Short task: Using the data below, determine the number of lines that include the string "components". Write only that number.

——————

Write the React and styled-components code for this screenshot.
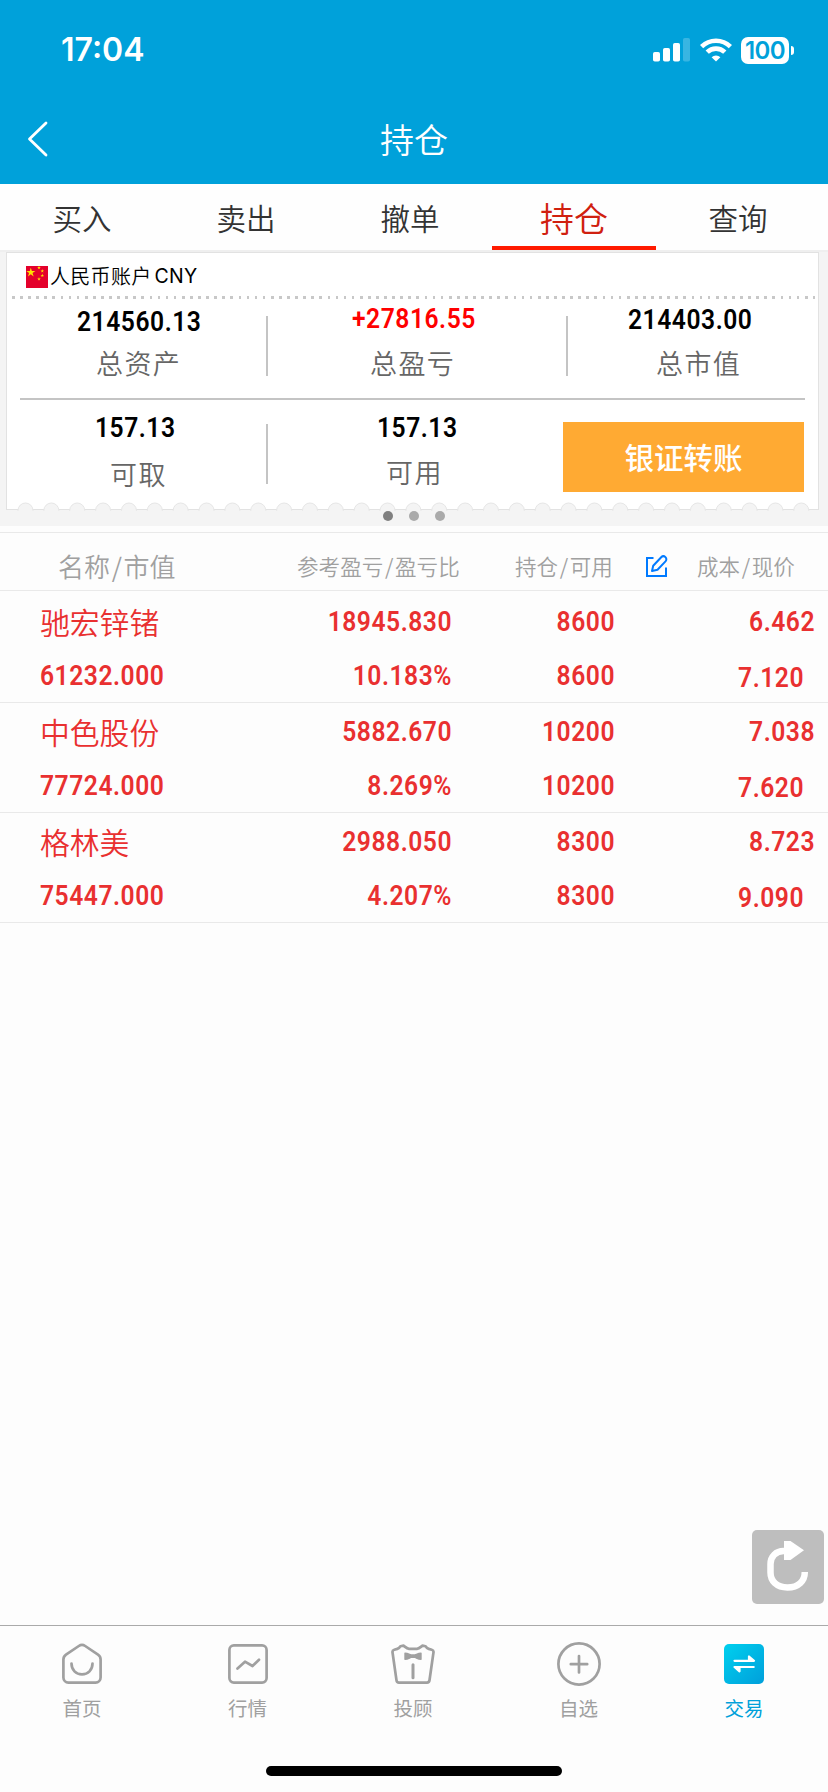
import styled, { createGlobalStyle } from "styled-components";

const tabs = ["买入", "卖出", "撤单", "持仓", "查询"];

const holdings = [
  { name: "驰宏锌锗", marketValue: "61232.000", profit: "18945.830", ratio: "10.183%", held: "8600", usable: "8600", cost: "6.462", price: "7.120" },
  { name: "中色股份", marketValue: "77724.000", profit: "5882.670", ratio: "8.269%", held: "10200", usable: "10200", cost: "7.038", price: "7.620" },
  { name: "格林美", marketValue: "75447.000", profit: "2988.050", ratio: "4.207%", held: "8300", usable: "8300", cost: "8.723", price: "9.090" },
];

const HomeIcon = () => (
  <NavSvg viewBox="0 0 44 44">
    <path d="M3.4 17.5v18.1a5 5 0 0 0 5 5h27.2a5 5 0 0 0 5-5V17.5c0-2-.9-3.8-2.6-4.9L25.2 4a5.6 5.6 0 0 0-6.4 0L6 12.6a6 6 0 0 0-2.6 4.900z" />
    <path d="M11.500 21.500c0 6.500 4.500 10.800 10.500 10.800s10.500-4.300 10.500-10.800" />
  </NavSvg>
);

const QuotesIcon = () => (
  <NavSvg viewBox="0 0 44 44">
    <rect x="3.400" y="3.400" width="37.200" height="37.200" rx="4.500" />
    <path d="M11.500 26.500l7.500-6.800 7.500 4.300 6.500-6.300" />
  </NavSvg>
);

const AdvisorIcon = () => (
  <NavSvg viewBox="0 0 44 44">
    <path d="M12.500 3.600c2.500 2 3.200 3 5.500 3.200h8c2.300-.2 3-1.200 5.500-3.200l3 .6c.8 1.500 1.800 2.300 3.200 2.700l3 .9c1.300.4 2 1.200 1.800 2.500l-4 28c-.2 1.600-1 2.300-2.500 2.300H8c-1.500 0-2.300-.7-2.500-2.300l-4-28C1.300 9 2 8.200 3.300 7.800l3-.9c1.400-.4 2.400-1.200 3.200-2.700z" />
    <path d="M14 11.200c3 .1 4.500 1.400 6 1.800h4c1.500-.4 3-1.700 6-1.800v6c-3-.1-4.500-1.400-6-1.800h-4c-1.500.4-3 1.700-6 1.800z" fill="currentColor" strokeWidth="1.400" />
    <path d="M22 22.800v13" strokeWidth="3" />
  </NavSvg>
);

const WatchIcon = () => (
  <NavSvg viewBox="0 0 44 44">
    <circle cx="22" cy="22" r="20.600" />
    <path d="M22 14v16.400M13.800 22.200h16.400" />
  </NavSvg>
);

const TradeIcon = () => (
  <NavSvg viewBox="0 0 44 44">
    <defs>
      <linearGradient id="trade" x1="0" y1="0" x2="1" y2="1">
        <stop offset="0" stopColor="#00d0ee" />
        <stop offset="1" stopColor="#009fdb" />
      </linearGradient>
    </defs>
    <rect x="2" y="2" width="40" height="40" rx="5" fill="url(#trade)" stroke="none" />
    <path d="M12.500 18.800h19.500l-5-4.300v4M31.700 25h-19.200l5 4.300v-4" stroke="#fff" strokeWidth="2.200" fill="#fff" />
  </NavSvg>
);

const nav = [
  { label: "首页", icon: HomeIcon },
  { label: "行情", icon: QuotesIcon },
  { label: "投顾", icon: AdvisorIcon },
  { label: "自选", icon: WatchIcon },
  { label: "交易", icon: TradeIcon, active: true },
];

const Signal = () => (
  <svg width="38" height="24" viewBox="0 0 38 24" fill="#fff">
    <rect x="0" y="14" width="7" height="9.500" rx="1.800" />
    <rect x="10" y="10" width="7" height="13.500" rx="1.800" />
    <rect x="20" y="5" width="7" height="18.500" rx="1.800" />
    <rect x="30" y="0" width="7" height="23.500" rx="1.800" opacity=".22" />
  </svg>
);

const Wifi = () => (
  <svg width="32" height="24" viewBox="0 0 32 24" fill="none" stroke="#fff" strokeWidth="4.600">
    <path d="M1.600 8.600a20.500 20.500 0 0 1 28.800 0" />
    <path d="M7.200 14.200a12.500 12.500 0 0 1 17.600 0" />
    <path d="M16 23.600l-4.400-4.400a6.300 6.300 0 0 1 8.800 0z" fill="#fff" stroke="none" />
  </svg>
);

const star = "M0-1 .225-.309H.951L.363.118.588.809 0 .382-.588.809-.363.118-.951-.309H-.225z";

const Flag = () => (
  <svg width="22" height="22" viewBox="0 0 22 22" fill="#ffe100">
    <rect width="22" height="22" fill="#e4002b" />
    <path d={star} transform="translate(4.800 6.500) scale(4.800)" />
    <path d={star} transform="translate(13 1.700) scale(1.900)" />
    <path d={star} transform="translate(16.300 5) scale(1.900)" />
    <path d={star} transform="translate(16.300 9.500) scale(1.900)" />
    <path d={star} transform="translate(13 13) scale(1.900)" />
  </svg>
);

const EditIcon = () => (
  <svg width="24" height="24" viewBox="0 0 24 24" fill="none" stroke="#007aff" strokeWidth="2">
    <path d="M9.500 4H3v18h19v-8.500" />
    <path d="M8 17l1.200-5.300 8-8.500a3 3 0 0 1 4.300 4.200l-8 8.300z" strokeLinejoin="round" />
  </svg>
);

// torn paper edge along the bottom of the account card
const Scallops = () => (
  <ScallopSvg width="814" height="9" viewBox="0 0 814 9">
    {Array.from({ length: 31 }, (_, i) => (
      <circle key={i} cx={19.5 + i * 25.86} cy="8.500" r="7.500" />
    ))}
  </ScallopSvg>
);

const Stat = ({ value, label, valueX, labelX, valueY, labelY, color, wide }) => (
  <StatCell $wide={wide}>
    <StatValue $x={valueX} $y={valueY} $color={color}>
      <Num>{value}</Num>
    </StatValue>
    <StatLabel $x={labelX} $y={labelY}>{label}</StatLabel>
  </StatCell>
);

const App = () => (
  <Screen>
    <GlobalStyle />
    <Header>
      <StatusBar>
        <Clock>17:04</Clock>
        <StatusIcons>
          <Signal />
          <Wifi />
          <Battery>100</Battery>
        </StatusIcons>
      </StatusBar>
      <TitleBar>
        <BackButton aria-label="返回">
          <svg width="24" height="38" viewBox="0 0 24 38" fill="none" stroke="#fff" strokeWidth="2.800" strokeLinecap="round" strokeLinejoin="round">
            <path d="M20 3L3.500 19l16.500 16" />
          </svg>
        </BackButton>
        <Title>持仓</Title>
        <span />
      </TitleBar>
    </Header>

    <Tabs>
      {tabs.map(tab => (
        <Tab key={tab} $active={tab === "持仓"}>{tab}</Tab>
      ))}
    </Tabs>

    <Account>
      <Card>
        <AccountName>
          <Flag />
          <span>人民币账户</span>
          <Currency>CNY</Currency>
        </AccountName>
        <Dotted />
        <StatRow>
          <Stat value="214560.13" label="总资产" valueX={70} labelX={89} valueY={9} labelY={12} />
          <Divider />
          <Stat wide value="+27816.55" label="总盈亏" valueX={84} labelX={102} valueY={6} labelY={15} color="#ff0000" />
          <Divider />
          <Stat value="214403.00" label="总市值" valueX={60} labelX={88} valueY={7} labelY={14} />
        </StatRow>
        <Rule />
        <StatRow $short>
          <Stat value="157.13" label="可取" valueX={88} labelX={103} valueY={14} labelY={17} />
          <Divider $short />
          <Stat wide value="157.13" label="可用" valueX={109} labelX={118} valueY={14} labelY={15} />
          <TransferButton>银证转账</TransferButton>
        </StatRow>
      </Card>
      <Scallops />
      <Dots>
        <Dot $active />
        <Dot />
        <Dot />
      </Dots>
    </Account>

    <ListHead>
      <HeadCell $large>名称<i>/</i>市值</HeadCell>
      <HeadCell>参考盈亏<i>/</i>盈亏比</HeadCell>
      <HeadCell>持仓<i>/</i>可用</HeadCell>
      <EditIcon />
      <HeadCell>成本<i>/</i>现价</HeadCell>
    </ListHead>
    <List>
      {holdings.map(h => (
        <Row key={h.name}>
          <Name>{h.name}</Name>
          <Num $right>{h.profit}</Num>
          <Num $right>{h.held}</Num>
          <Num $right>{h.cost}</Num>
          <Num>{h.marketValue}</Num>
          <Num $right>{h.ratio}</Num>
          <Num $right>{h.usable}</Num>
          <Price $right>{h.price}</Price>
        </Row>
      ))}
    </List>

    <Refresh aria-label="刷新">
      <svg width="72" height="74" viewBox="0 0 72 74" fill="none">
        <path d="M33 21h-1.500c-7.500 0-13 5.500-13 13v8.500c0 8.500 6 15 17 15s17.300-6.500 17.300-15.500" stroke="#fff" strokeWidth="6.500" />
        <path d="M32 11h6.500L52 20.300 38.500 30H32z" fill="#fff" />
      </svg>
    </Refresh>

    <Nav>
      {nav.map(({ label, icon: Icon, active }) => (
        <NavItem key={label} $active={active}>
          <Icon />
          <span>{label}</span>
        </NavItem>
      ))}
    </Nav>
    <HomeIndicator />
  </Screen>
);

export default App;

const GlobalStyle = createGlobalStyle`
  * {
    box-sizing: border-box;
  }

  body {
    margin: 0;
    background: #fdfdfd;
    font-family: "Noto Sans CJK SC", sans-serif;
  }

  button {
    border: none;
    padding: 0;
    background: none;
    font-family: inherit;
  }

  svg {
    display: block;
    flex-shrink: 0;
  }
`;

const Screen = styled.div`
  width: 828px;
  height: 1792px;
  display: flex;
  flex-direction: column;
  overflow: hidden;
`;

const Header = styled.header`
  height: 184px;
  background: #00a1da;
  color: #fff;
`;

const StatusBar = styled.div`
  height: 96px;
  padding: 4px 34px 0 61px;
  display: flex;
  align-items: center;
  justify-content: space-between;
`;

const Clock = styled.span`
  font: 600 32px/40px Inter, sans-serif;
`;

const StatusIcons = styled.div`
  display: flex;
  align-items: center;
  gap: 9px;
`;

const Battery = styled.div`
  position: relative;
  width: 48px;
  height: 27px;
  margin-right: 5px;
  border-radius: 7px;
  background: #fff;
  color: #00a1da;
  font: 600 24px/27px Inter, sans-serif;
  letter-spacing: -.6px;
  text-align: center;

  &::after {
    content: "";
    position: absolute;
    top: 9px;
    right: -5px;
    width: 3px;
    height: 9px;
    border-radius: 0 4px 4px 0;
    background: #fff;
  }
`;

const TitleBar = styled.div`
  height: 86px;
  padding: 0 26px;
  display: grid;
  grid-template-columns: 1fr auto 1fr;
  align-items: center;
`;

const BackButton = styled.button`
  justify-self: start;
`;

const Title = styled.h1`
  margin: 0;
  font-size: 34px;
  font-weight: 350;
  line-height: 48px;
`;

const Tabs = styled.nav`
  height: 68px;
  border-bottom: 2px solid #efefef;
  background: #fefefe;
  display: flex;
`;

const Tab = styled.button`
  width: 164px;
  height: 66px;
  padding-top: 5px;
  color: ${props => props.$active ? '#d0200f' : '#333'};
  font-size: ${props => props.$active ? 34 : 29.5}px;
  font-weight: 350;
  line-height: 57px;
  border-bottom: 4px solid ${props => props.$active ? '#ff1a00' : 'transparent'};
`;

const Account = styled.section`
  height: 274px;
  padding-left: 6px;
  background: #f4f4f4;
`;

const Card = styled.div`
  width: 813px;
  height: 258px;
  border: 1px solid #e2e2e2;
  background: #fff;
`;

const AccountName = styled.div`
  height: 43px;
  padding: 4px 19px 0;
  display: flex;
  align-items: center;
  font-size: 20px;
  font-weight: 350;
  line-height: 28px;
  letter-spacing: .3px;

  > span {
    margin: -2px 0 0 2px;
  }
`;

const Currency = styled.b`
  margin: -2px 0 0 3px;
  font: 400 19.5px Inter, sans-serif;
`;

const Dotted = styled.div`
  height: 3px;
  margin: 0 3px 0 5px;
  background: repeating-linear-gradient(90deg, #c8c8c8 0 2.7px, transparent 2.7px 8.09px);
`;

const StatRow = styled.div`
  height: ${props => props.$short ? 108 : 99}px;
  display: flex;
`;

const StatCell = styled.div`
  flex: none;
  width: ${props => props.$wide ? 298 : 259}px;
  white-space: nowrap;
`;

const StatValue = styled.div`
  padding: ${props => props.$y}px 0 0 ${props => props.$x}px;
  color: ${props => props.$color || '#000'};
`;

const StatLabel = styled.div`
  padding: ${props => props.$y}px 0 0 ${props => props.$x}px;
  color: #666;
  font-size: 27px;
  font-weight: 350;
  line-height: 30px;
  letter-spacing: 1.4px;
`;

const Divider = styled.div`
  flex: none;
  width: 2px;
  height: 60px;
  margin-top: ${props => props.$short ? 24 : 17}px;
  background: #c4c4c4;
`;

const Rule = styled.div`
  height: 2px;
  margin: 0 13px;
  background: #c4c4c4;
`;

const TransferButton = styled.button`
  flex: none;
  width: 241px;
  height: 70px;
  padding-bottom: 3px;
  margin: 22px 0 0 -3px;
  background: #ffaa33;
  color: #fff;
  font-size: 29.5px;
  font-weight: 500;
  line-height: 66px;
`;

const ScallopSvg = styled.svg`
  margin-top: -8px;
  fill: #f4f4f4;
  stroke: #e6e6e6;
`;

const Dots = styled.div`
  margin-left: -6px;
  display: flex;
  justify-content: center;
  gap: 16px;
`;

const Dot = styled.span`
  width: 10px;
  height: 10px;
  border-radius: 50%;
  background: ${props => props.$active ? '#808080' : '#aaa'};
`;

const ListHead = styled.div`
  height: 65px;
  padding: 7px 0 0 58px;
  border-bottom: 1px solid #e9e9e9;
  background: linear-gradient(#e9e9e9, #e9e9e9) 0 6px / 100% 1px no-repeat;
  display: grid;
  grid-template-columns: 239px 218px 129px 53px 1fr;
  align-items: center;

  > svg {
    margin-top: 9px;
  }
`;

const HeadCell = styled.span`
  padding-top: 8px;
  font-size: ${props => props.$large ? 26 : 21.5}px;
  font-weight: 350;
  line-height: 30px;
  letter-spacing: .1px;
  white-space: nowrap;
  color: #a0a0a0;

  > i {
    font-style: normal;
    margin: 0 1.5px;
  }
`;

const List = styled.div`
  padding-top: 2px;
`;

const Row = styled.div`
  height: 110px;
  border-bottom: 1px solid #e9e9e9;
  padding: 15px 13px 0 40px;
  display: grid;
  grid-template-columns: 200px 212px 163px 200px;
  grid-template-rows: 28px 26px 28px;
  color: #e93030;

  > :nth-child(n + 5) {
    grid-row: 3;
  }
`;

// digits are drawn slightly condensed
const Num = styled.span`
  display: block;
  font: 600 28px/28px Roboto, sans-serif;
  letter-spacing: .6px;
  transform: scaleX(.88);
  transform-origin: ${props => props.$right ? 'right' : 'left'};
  text-align: ${props => props.$right ? 'right' : 'left'};
`;

const Price = styled(Num)`
  padding-right: 12.500px;
  margin-top: 2px;
`;

const Name = styled.span`
  margin-top: -2px;
  font-size: 29.8px;
  font-weight: 350;
  line-height: 30px;
  white-space: nowrap;
`;

const Refresh = styled.button`
  width: 72px;
  height: 74px;
  margin: auto 4px 21px auto;
  border-radius: 5px;
  background: #bebebe;
`;

const Nav = styled.nav`
  height: 141px;
  border-top: 1px solid #aaa;
  display: flex;
  justify-content: space-between;
  padding: 16px 54px 0 52px;
`;

const NavItem = styled.div`
  width: 60px;
  display: flex;
  flex-direction: column;
  align-items: center;
  color: ${props => props.$active ? '#00a1da' : '#a0a0a0'};
  font-size: 19.5px;
  line-height: 28px;

  > span {
    margin-top: 8px;
  }
`;

const NavSvg = styled.svg`
  width: 44px;
  height: 44px;
  fill: none;
  stroke: currentColor;
  stroke-width: 2.7;
  stroke-linecap: round;
  stroke-linejoin: round;
`;

const HomeIndicator = styled.div`
  width: 296px;
  height: 10px;
  margin: 0 auto 16px;
  border-radius: 5px;
  background: #000;
`;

——————

Written reply: 2